** Start of Raw data **

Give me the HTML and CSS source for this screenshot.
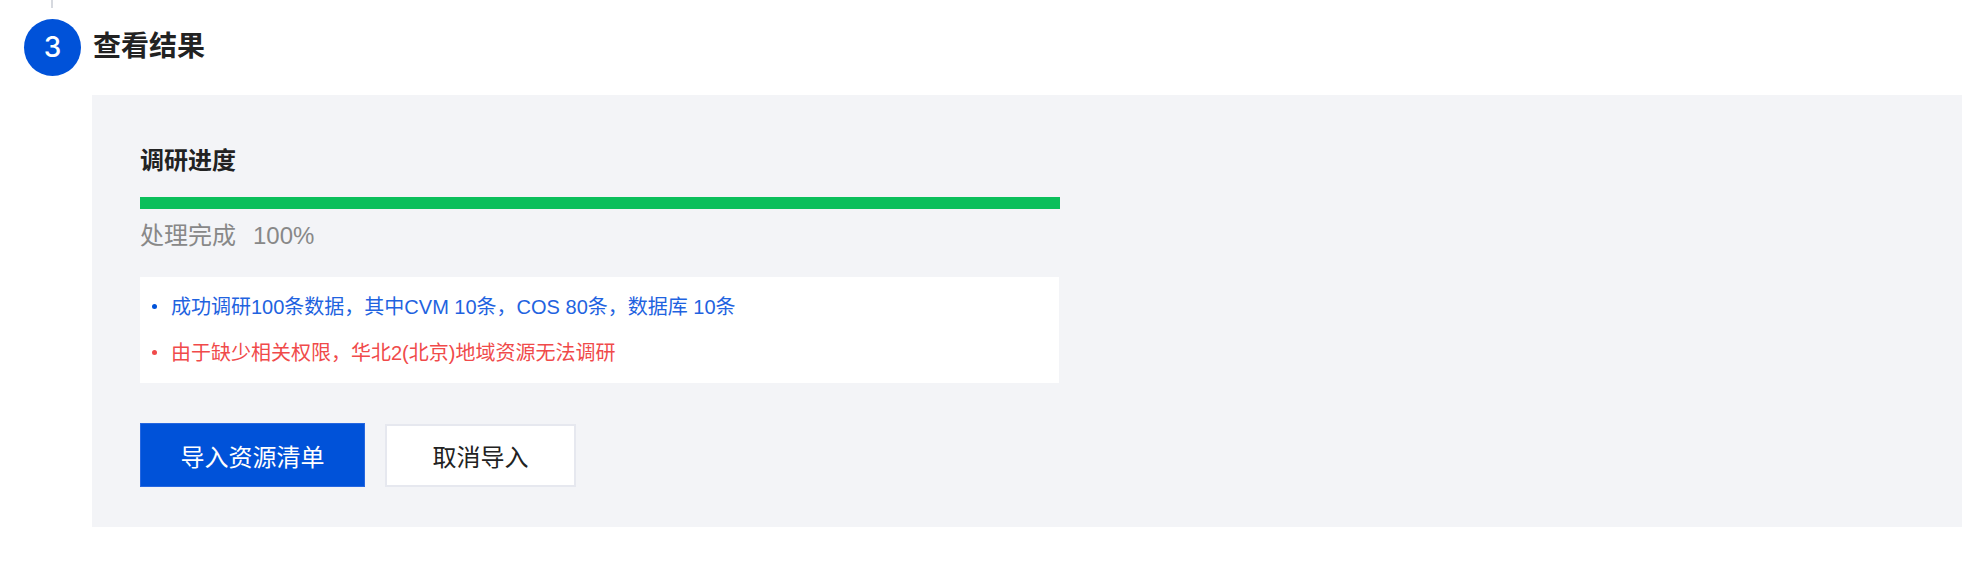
FILE: index.html
```html
<!DOCTYPE html>
<html lang="zh-CN">
<head>
<meta charset="utf-8">
<title>查看结果</title>
<link rel="stylesheet" href="styles.css">
</head>
<body>
<div class="step">
  <div class="rail"><span class="rail-line"></span></div>
  <div class="step-head">
    <span class="step-num">3</span>
    <h2 class="step-title">查看结果</h2>
  </div>
  <section class="panel">
    <h3 class="panel-title">调研进度</h3>
    <div class="progress"><div class="progress-fill" style="width:100%"></div></div>
    <div class="progress-text"><span>处理完成</span><span class="pct">100%</span></div>
    <ul class="result">
      <li class="ok">成功调研100条数据，其中CVM 10条，COS 80条，数据库 10条</li>
      <li class="err">由于缺少相关权限，华北2(北京)地域资源无法调研</li>
    </ul>
    <div class="actions">
      <button class="btn btn-primary">导入资源清单</button>
      <button class="btn btn-default">取消导入</button>
    </div>
  </section>
</div>
</body>
</html>
```

FILE: styles.css
```css
* { box-sizing: border-box; }
html, body { margin: 0; padding: 0; background: #fff; }
body {
  font-family: "Liberation Sans", "Noto Sans CJK SC", sans-serif;
  color: #222;
  width: 1962px;
  height: 586px;
  overflow: hidden;
}
.step { display: flex; flex-direction: column; }
.rail { height: 19px; padding-left: 51px; }
.rail-line { display: block; width: 2px; height: 8px; background: #d6d9df; }
.step-head {
  display: flex;
  align-items: center;
  gap: 12px;
  padding-left: 24px;
  height: 56px;
}
.step-num {
  width: 57px;
  height: 57px;
  border-radius: 50%;
  background: #0052d9;
  color: #fff;
  font-family: "Inter", "Liberation Sans", sans-serif;
  font-weight: 500;
  font-size: 28px;
  display: flex;
  align-items: center;
  justify-content: center;
  flex: none;
}
.step-title {
  margin: 0;
  font-size: 28px;
  font-weight: 600;
  color: #222;
  line-height: 40px;
}
.panel {
  margin: 20px 0 0 92px;
  background: #f3f4f7;
  height: 432px;
  padding: 48px 0 0 48px;
}
.panel-title {
  margin: 0;
  font-size: 24px;
  font-weight: 600;
  line-height: 36px;
  color: #222;
}
.progress {
  margin-top: 18px;
  width: 920px;
  height: 12px;
  background: #e3e6eb;
}
.progress-fill { height: 100%; background: #0abf5b; }
.progress-text {
  margin-top: 9px;
  font-size: 24px;
  line-height: 36px;
  color: #888;
  display: flex;
  gap: 17px;
}
.result {
  list-style: none;
  margin: 23px 0 0 0;
  width: 919px;
  background: #fff;
  padding: 7px 0 7px 31px;
  font-size: 20px;
  line-height: 46px;
}
.result li { position: relative; }
.result li::before {
  content: "";
  position: absolute;
  left: -19px;
  top: 20px;
  width: 5px;
  height: 5px;
  border-radius: 50%;
}
.result .ok { color: #1f63e0; }
.result .ok::before { background: #0052d9; }
.result .err { color: #f04a4a; }
.result .err::before { background: #f04a4a; }
.actions {
  margin-top: 40px;
  display: flex;
  gap: 20px;
  align-items: center;
}
.btn {
  font-family: inherit;
  font-size: 24px;
  height: 64px;
  padding: 0;
  cursor: pointer;
  display: flex;
  align-items: center;
  justify-content: center;
}
.btn-primary {
  width: 225px;
  background: #0052d9;
  color: #fff;
  border: 1px solid #2667e0;
}
.btn-default {
  width: 191px;
  height: 63px;
  background: #fff;
  color: #222;
  border: 2px solid #e6e8ef;
}
```
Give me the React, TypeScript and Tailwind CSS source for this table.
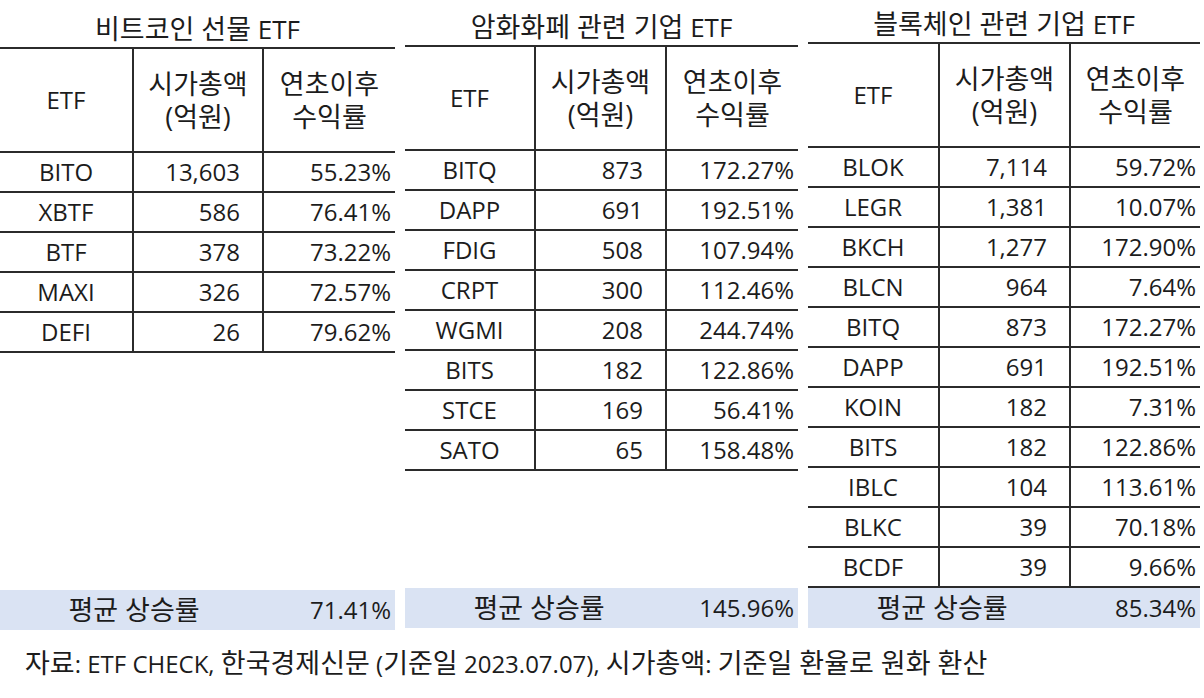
import React from "react";

type Row = [string, string, string];

type Block = {
  title: string;
  rows: Row[];
  avg: string;
  shift: string;
  tail: string;
  cols: string;
};

const blocks: Block[] = [
  {
    title: "비트코인 선물",
    rows: [
      ["BITO", "13,603", "55.23%"],
      ["XBTF", "586", "76.41%"],
      ["BTF", "378", "73.22%"],
      ["MAXI", "326", "72.57%"],
      ["DEFI", "26", "79.62%"],
    ],
    avg: "71.41%",
    shift: "pt-[5px]",
    tail: "pb-0",
    cols: "grid-cols-[132px_130px_1fr]",
  },
  {
    title: "암화화페 관련 기업",
    rows: [
      ["BITQ", "873", "172.27%"],
      ["DAPP", "691", "192.51%"],
      ["FDIG", "508", "107.94%"],
      ["CRPT", "300", "112.46%"],
      ["WGMI", "208", "244.74%"],
      ["BITS", "182", "122.86%"],
      ["STCE", "169", "56.41%"],
      ["SATO", "65", "158.48%"],
    ],
    avg: "145.96%",
    shift: "pt-[3px]",
    tail: "pb-[2px]",
    cols: "grid-cols-[129px_131px_1fr]",
  },
  {
    title: "블록체인 관련 기업",
    rows: [
      ["BLOK", "7,114", "59.72%"],
      ["LEGR", "1,381", "10.07%"],
      ["BKCH", "1,277", "172.90%"],
      ["BLCN", "964", "7.64%"],
      ["BITQ", "873", "172.27%"],
      ["DAPP", "691", "192.51%"],
      ["KOIN", "182", "7.31%"],
      ["BITS", "182", "122.86%"],
      ["IBLC", "104", "113.61%"],
      ["BLKC", "39", "70.18%"],
      ["BCDF", "39", "9.66%"],
    ],
    avg: "85.34%",
    shift: "pt-0",
    tail: "pb-[4px]",
    cols: "grid-cols-[130px_131px_1fr]",
  },
];

// Hangul in Noto Sans CJK draws smaller than the source font, so it gets a bump
const K = ({ children }: { children: React.ReactNode }) => (
  <span className="text-[27px]">{children}</span>
);

const EtfTable = ({ block }: { block: Block }) => {
  const line = "border-[#2b2b2b]";
  return (
    <div className={`flex h-full flex-col ${block.shift} ${block.tail}`}>
      <div className="flex h-[42px] items-center justify-center pt-[6px] leading-[36px]">
        <K>{block.title}</K>
        <span className="text-[26px]">&nbsp;ETF</span>
      </div>
      <div className={`grid ${block.cols} border-t-2 ${line}`}>
        <div
          className={`flex h-[104px] items-center justify-center border-b-2 ${line}`}
        >
          ETF
        </div>
        <div
          className={`flex h-[104px] flex-col items-center justify-center border-b-2 border-l-2 leading-[33px] ${line}`}
        >
          <K>시가총액</K>
          <K>(억원)</K>
        </div>
        <div
          className={`flex h-[104px] flex-col items-center justify-center border-b-2 border-l-2 leading-[33px] ${line}`}
        >
          <K>연초이후</K>
          <K>수익률</K>
        </div>
        {block.rows.map(([name, cap, ret]) => (
          <React.Fragment key={name + cap}>
            <div
              className={`flex h-[40px] items-center justify-center border-b-2 ${line}`}
            >
              {name}
            </div>
            <div
              className={`flex h-[40px] items-center justify-end border-b-2 border-l-2 pr-[22px] ${line}`}
            >
              {cap}
            </div>
            <div
              className={`flex h-[40px] items-center justify-end border-b-2 border-l-2 pr-[4px] ${line}`}
            >
              {ret}
            </div>
          </React.Fragment>
        ))}
      </div>
      <div className="mt-auto flex h-[40px] items-center bg-[#dae3f3] leading-[40px]">
        <span className="flex w-[262px] justify-center pl-[6px]">
          <K>평균 상승률</K>
        </span>
        <span className="flex-1 pr-[4px] text-right">{block.avg}</span>
      </div>
    </div>
  );
};

export default function App() {
  return (
    <div
      className="h-[698px] w-[1204px] bg-white text-[24px] text-[#1c1c1c]"
      style={{ fontFamily: '"Open Sans", "Noto Sans CJK KR", sans-serif' }}
    >
      <div className="flex h-[630px] gap-[10px]">
        <div className="w-[395px]">
          <EtfTable block={blocks[0]} />
        </div>
        <div className="w-[393px]">
          <EtfTable block={blocks[1]} />
        </div>
        <div className="w-[392px]">
          <EtfTable block={blocks[2]} />
        </div>
      </div>
      <div className="pl-[25px] pt-[19px] leading-[28px]">
        <K>자료</K>: ETF CHECK, <K>한국경제신문</K> (<K>기준일</K> 2023.07.07),{" "}
        <K>시가총액</K>: <K>기준일 환율로 원화 환산</K>
      </div>
    </div>
  );
}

** End of Raw data **

Search the preceding listing for the word "Give" and pull out every line that holds it.

Give me the HTML and CSS source for this screenshot.
Give me the React, TypeScript and Tailwind CSS source for this table.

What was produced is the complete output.